Ishiuchi’s new solo show at Stills in Edinburgh is one of “firsts”: not only is it her first in Scotland, but it is also the first time her celebrated series Mother’s (2000–05), ひろしま/hiroshima (2007–ongoing) and Frida (2013) have been displayed under one roof. They see the photographer turn her lens away from locations and zoom in on remnants laden with complex histories, thereby underscoring time as her true subject. “Photographs make history,” declares Ishiuchi. “They capture atmosphere, time and memory.”

Said elements find an unparalleled existential gravity in Mother’s. Here, the photographer juxtaposes black-and-white details of her mother’s scarred skin with colour close-ups of the personal effects she left after her death, from lipstick to lingerie. For Ishiuchi, these valedictory works served as a catharsis; a means of reconciliation with a woman who was once near, if not always dear. “After my father passed away, I hoped I would be able to reconnect with my mother,” reflects Ishiuchi. “However, unexpectedly, she too died. With no one left to talk to, I communicated with her possessions. The photographs became a measurement of our relationship.”

As with any Ishiuchi display, the distance between the works – or, in the words of her UK gallerist Michael Hoppen, her “bold hang” – is of critical importance. The scale of her prints varies dramatically, from the object-based to the life-sized, making for a dynamic kinaesthetic experience. “Identically cut photographs arranged in perfectly straight lines make me uncomfortable,” Ishiuchi confesses. “To see a photograph is to encounter it with your body, so I ask the audience to move accordingly to examine the pieces.”

Ishiuchi’s acclaimed presentation of Mother’s at the 2005 Venice Biennale led to the Hiroshima Peace Memorial Museum inviting her to photograph the tattered articles of clothing that survived the 1945 atomic blast. Kimonos, jackets and smocks – frail as butterfly wings – were shot on lightboxes to ghostly effect. “Each item is time in tangible form,” says Ishiuchi. “They carry the devastation of the worst atrocity committed in human history, so are themselves pieces of history.” Yet while these worn relics bear witness to collective trauma, they also stand out for their individual beauty. “All the photographs I had seen from Hiroshima were in black-and-white and presented as sad, tragic artefacts. However, the things I encountered with my own eyes had all these colours, patterns and ornate designs, which was a complete surprise.

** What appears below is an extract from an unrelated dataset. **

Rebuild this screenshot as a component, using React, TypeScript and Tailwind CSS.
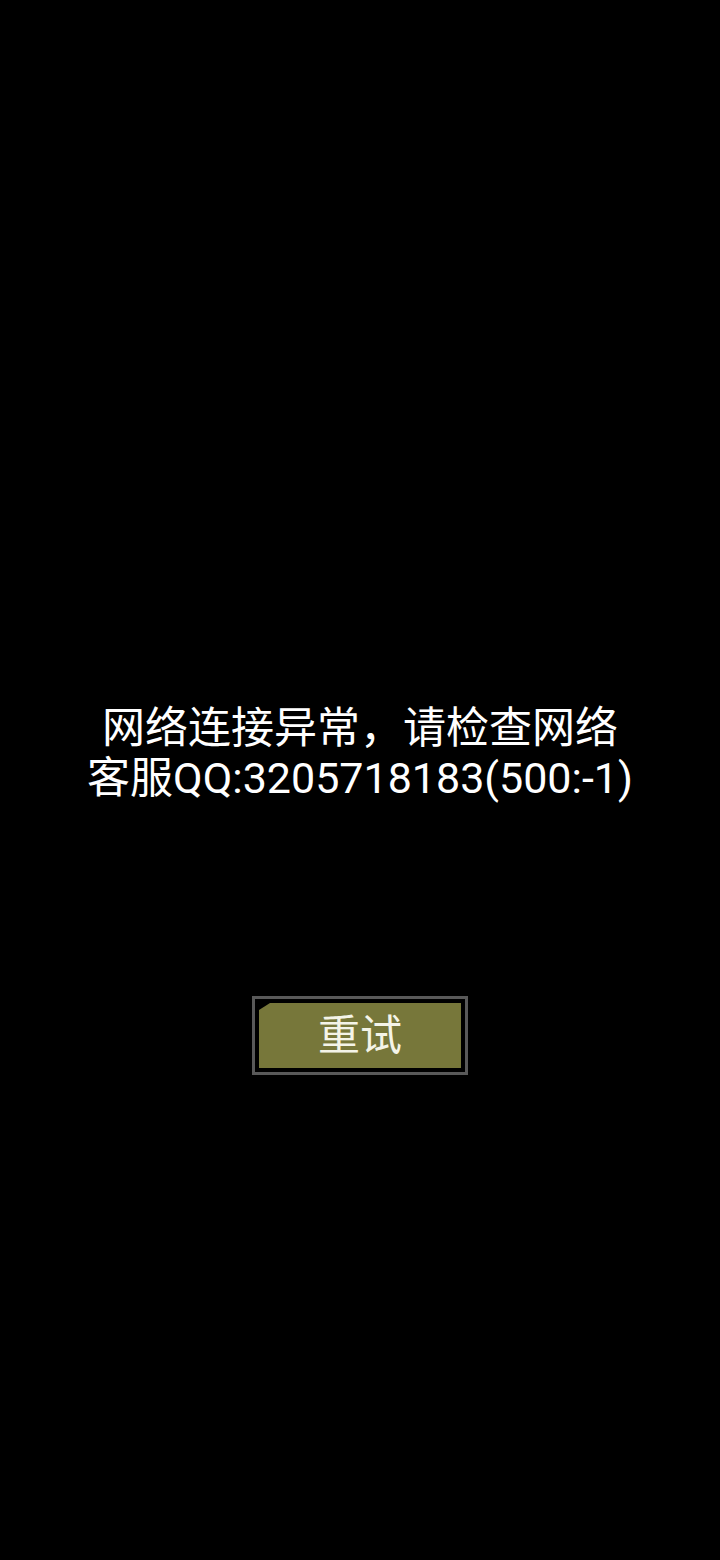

The clothes of women were particularly fashionable.”

Indeed, Ishiuchi’s commitment to feminist histories underpins her work. “My mother brought Frida Kahlo to me”, she says. While her comment has a literal truth (it was the impact Mother’s made on Frida Kahlo Museum curator Circe Henestrosa that led her to commission Ishiuchi to document Kahlo’s “Blue House” belongings), Ishiuchi also admits to there being parallels between the two women, who lived through injury and adversity. In Frida, Ishiuchi subtly invokes Kahlo’s biography through her sartorial inventiveness: the odd shoe sizes that balanced her gait; the symbolic hole she cut in her corset after her miscarriage; the puckered hand-stitching across garments, reminiscent of the scars Ishiuchi mapped on her own mother’s body. “Scars are like photographs,” says Ishiuchi. “They are visible events recorded in the past.”

“Traditional clothing has the same form around the world,” continues Ishiuchi. “I saw similarities between the Tehuana dresses Kahlo wore and the Japanese kimono. They are functional pieces, designed to cover the body, not bind it.” The equal reverence with which Ishiuchi treats each artefact – whether iconic or anonymous – is transferred into the exhibition, where her series overlap without categorisation or captions. “I want people to see the photographs with their own language,” she says. “The viewer has to decide their meaning.” What Ishiuchi ultimately invites us to seek is the universal within the individual. Few photographers of our time have engaged so eloquently with what is the most universal of truths: that time puts its stamp on everything.

Ishiuchi Miyako is exhibiting Mothers, ひろしま/hiroshima and Frida at Stills, Edinburgh until 8 October 2022.